Overheden en bedrijven weten dat samenwerking in ketens en netwerken de belangrijkste competentie voor de toekomst is. Samenwerkingsverbanden verheugen zich in alle sectoren in toenemende populariteit. Het gaat om integrale vraagstukken of strategische doelen die geen enkele organisatie in haar eentje kan oplossen. Resultaten vereisen samenwerking over de afdelingsgrenzen of in netwerken, allianties of partnerships tussen organisaties.
Illustraties hiervan zijn de ketensamenwerking in de agrifoodsector en zorgsector en meer recent de opkomst van regionale publiek – private netwerken of clusters. Maar ook de Woningwet, de ontwikkeling van de landbouw en de aanpak van stadsvernieuwing waren ingrijpende ontwikkelingen die niet zonder samenwerking tussen heel veel mensen en organisaties tot stand zouden zijn gekomen. In de private sector volgen ondernemingen Philips en Eli Lilly en wordt alliantiemanagement actief ontwikkeld. Gemeenten en provincies zijn op zoek naar een organisatiemodel waarin zij, afgestemd op steeds wisselende bestuurlijke prioriteiten, flexibel kunnen opereren met partners. Bij al deze samenwerkingsvraagstukken is er sprake van verschillende belangen op individueel én collectief niveau.

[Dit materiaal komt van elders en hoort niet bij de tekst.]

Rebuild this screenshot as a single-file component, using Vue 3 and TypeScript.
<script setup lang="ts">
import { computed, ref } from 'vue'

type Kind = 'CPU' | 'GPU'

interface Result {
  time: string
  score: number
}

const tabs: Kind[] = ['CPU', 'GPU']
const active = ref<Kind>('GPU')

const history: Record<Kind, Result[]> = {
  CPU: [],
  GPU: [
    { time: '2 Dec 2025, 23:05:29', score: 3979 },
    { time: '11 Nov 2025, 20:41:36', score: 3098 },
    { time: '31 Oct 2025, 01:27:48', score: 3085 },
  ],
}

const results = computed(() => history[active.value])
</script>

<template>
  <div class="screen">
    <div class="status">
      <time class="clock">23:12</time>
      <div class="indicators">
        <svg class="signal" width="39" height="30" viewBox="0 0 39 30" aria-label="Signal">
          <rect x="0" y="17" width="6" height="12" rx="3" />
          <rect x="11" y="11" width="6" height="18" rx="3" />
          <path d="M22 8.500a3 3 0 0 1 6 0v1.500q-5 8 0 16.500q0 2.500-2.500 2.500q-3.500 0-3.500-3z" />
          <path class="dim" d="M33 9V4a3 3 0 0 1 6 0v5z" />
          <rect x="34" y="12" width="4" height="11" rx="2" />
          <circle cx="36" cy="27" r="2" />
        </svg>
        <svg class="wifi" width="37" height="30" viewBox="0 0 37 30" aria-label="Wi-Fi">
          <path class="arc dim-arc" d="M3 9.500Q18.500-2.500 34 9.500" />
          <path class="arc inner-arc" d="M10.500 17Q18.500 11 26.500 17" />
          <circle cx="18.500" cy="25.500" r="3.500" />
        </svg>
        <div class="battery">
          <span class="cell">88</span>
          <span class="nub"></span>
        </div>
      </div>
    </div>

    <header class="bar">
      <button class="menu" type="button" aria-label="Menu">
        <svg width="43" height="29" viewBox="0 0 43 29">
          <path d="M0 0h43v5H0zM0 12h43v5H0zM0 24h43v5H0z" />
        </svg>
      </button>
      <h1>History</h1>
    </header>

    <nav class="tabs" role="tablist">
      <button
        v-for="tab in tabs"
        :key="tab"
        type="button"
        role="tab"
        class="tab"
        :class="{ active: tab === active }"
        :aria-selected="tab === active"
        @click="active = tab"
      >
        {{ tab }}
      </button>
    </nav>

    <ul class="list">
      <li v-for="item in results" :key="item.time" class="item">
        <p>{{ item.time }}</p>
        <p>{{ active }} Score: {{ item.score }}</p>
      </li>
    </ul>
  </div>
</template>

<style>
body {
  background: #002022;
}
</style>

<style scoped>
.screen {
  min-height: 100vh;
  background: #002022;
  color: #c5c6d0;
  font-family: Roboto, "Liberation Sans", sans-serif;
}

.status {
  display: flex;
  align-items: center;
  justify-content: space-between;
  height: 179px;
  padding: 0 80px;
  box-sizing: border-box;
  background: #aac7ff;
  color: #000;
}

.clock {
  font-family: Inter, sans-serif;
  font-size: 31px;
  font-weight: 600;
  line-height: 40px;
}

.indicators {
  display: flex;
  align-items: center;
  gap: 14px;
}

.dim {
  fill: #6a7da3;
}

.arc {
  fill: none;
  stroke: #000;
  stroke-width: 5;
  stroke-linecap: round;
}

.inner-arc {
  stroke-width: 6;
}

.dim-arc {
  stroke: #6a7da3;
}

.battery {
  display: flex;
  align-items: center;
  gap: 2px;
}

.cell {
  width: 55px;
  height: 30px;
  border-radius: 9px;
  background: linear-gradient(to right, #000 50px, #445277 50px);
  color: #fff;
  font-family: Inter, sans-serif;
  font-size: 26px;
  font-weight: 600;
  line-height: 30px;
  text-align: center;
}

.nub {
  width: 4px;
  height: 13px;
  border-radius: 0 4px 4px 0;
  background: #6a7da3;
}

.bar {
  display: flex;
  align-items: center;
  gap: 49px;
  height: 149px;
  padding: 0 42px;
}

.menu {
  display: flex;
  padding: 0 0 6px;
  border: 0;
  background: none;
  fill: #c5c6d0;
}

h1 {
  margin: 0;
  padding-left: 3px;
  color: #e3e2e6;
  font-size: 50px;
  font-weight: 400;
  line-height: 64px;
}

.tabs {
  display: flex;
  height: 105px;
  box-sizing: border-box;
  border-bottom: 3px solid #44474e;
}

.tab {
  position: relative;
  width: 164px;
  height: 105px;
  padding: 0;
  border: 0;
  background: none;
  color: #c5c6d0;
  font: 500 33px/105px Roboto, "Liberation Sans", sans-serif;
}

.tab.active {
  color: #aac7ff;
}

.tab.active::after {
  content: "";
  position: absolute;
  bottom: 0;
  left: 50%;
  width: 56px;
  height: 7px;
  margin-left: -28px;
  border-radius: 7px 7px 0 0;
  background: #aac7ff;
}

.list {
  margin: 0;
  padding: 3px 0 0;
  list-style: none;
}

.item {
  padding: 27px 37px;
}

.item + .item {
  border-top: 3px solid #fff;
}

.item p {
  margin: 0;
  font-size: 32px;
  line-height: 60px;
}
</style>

het Programmahuis doet onderzoek naar en begeleidt en adviseert verschillende organisaties en samenwerkingsverbanden. Het succes van samenwerkingsverbanden is in essentie afhankelijk van drie factoren: structuur, relatie en samenwerkingsvaardigheid.
Bij structuuraspecten gaat het over de ‘harde’ kant van samenwerken: welke doelen zijn gezet, welke structuur en besturing zijn gekozen, hoe vindt besluitvorming plaats. De relationele aspecten gaan over de ‘zachte’ kant van samenwerking: identiteit van individuele organisaties, cultuurverschillen, persoonlijke reacties en vertrouwen. Samenwerkingsvaardigheid kijkt niet naar de relatie tussen partners, maar gaat over het vermogen van individuele organisatie om effectief in samenwerkingsverbanden te opereren. De meeste samenwerkingsverbanden besteden veel aandacht aan de structuurkant van samenwerken. Aandacht voor de relatiekant en de samenwerkingsvaardigheid blijken veel meer aandacht te krijgen, terwijl juist deze twee dimensies het succes van de samenwerking voor 80% bepalen.
Uit onze praktijk en research blijkt dat samenwerkingsverbanden die een optimale ‘fit’ tussen structuur, relatie en samenwerkingsvaardigheid kunnen realiseren de kans op slagen groot is.
Wij helpen de condities te scheppen om samenwerkingskracht echt te laten werken. Dit doen wij met gerichte interventies op zowel de harde alsook zachte aspecten van samenwerkingskracht. De gedragsagenda vormt daarin een belangrijke schakel.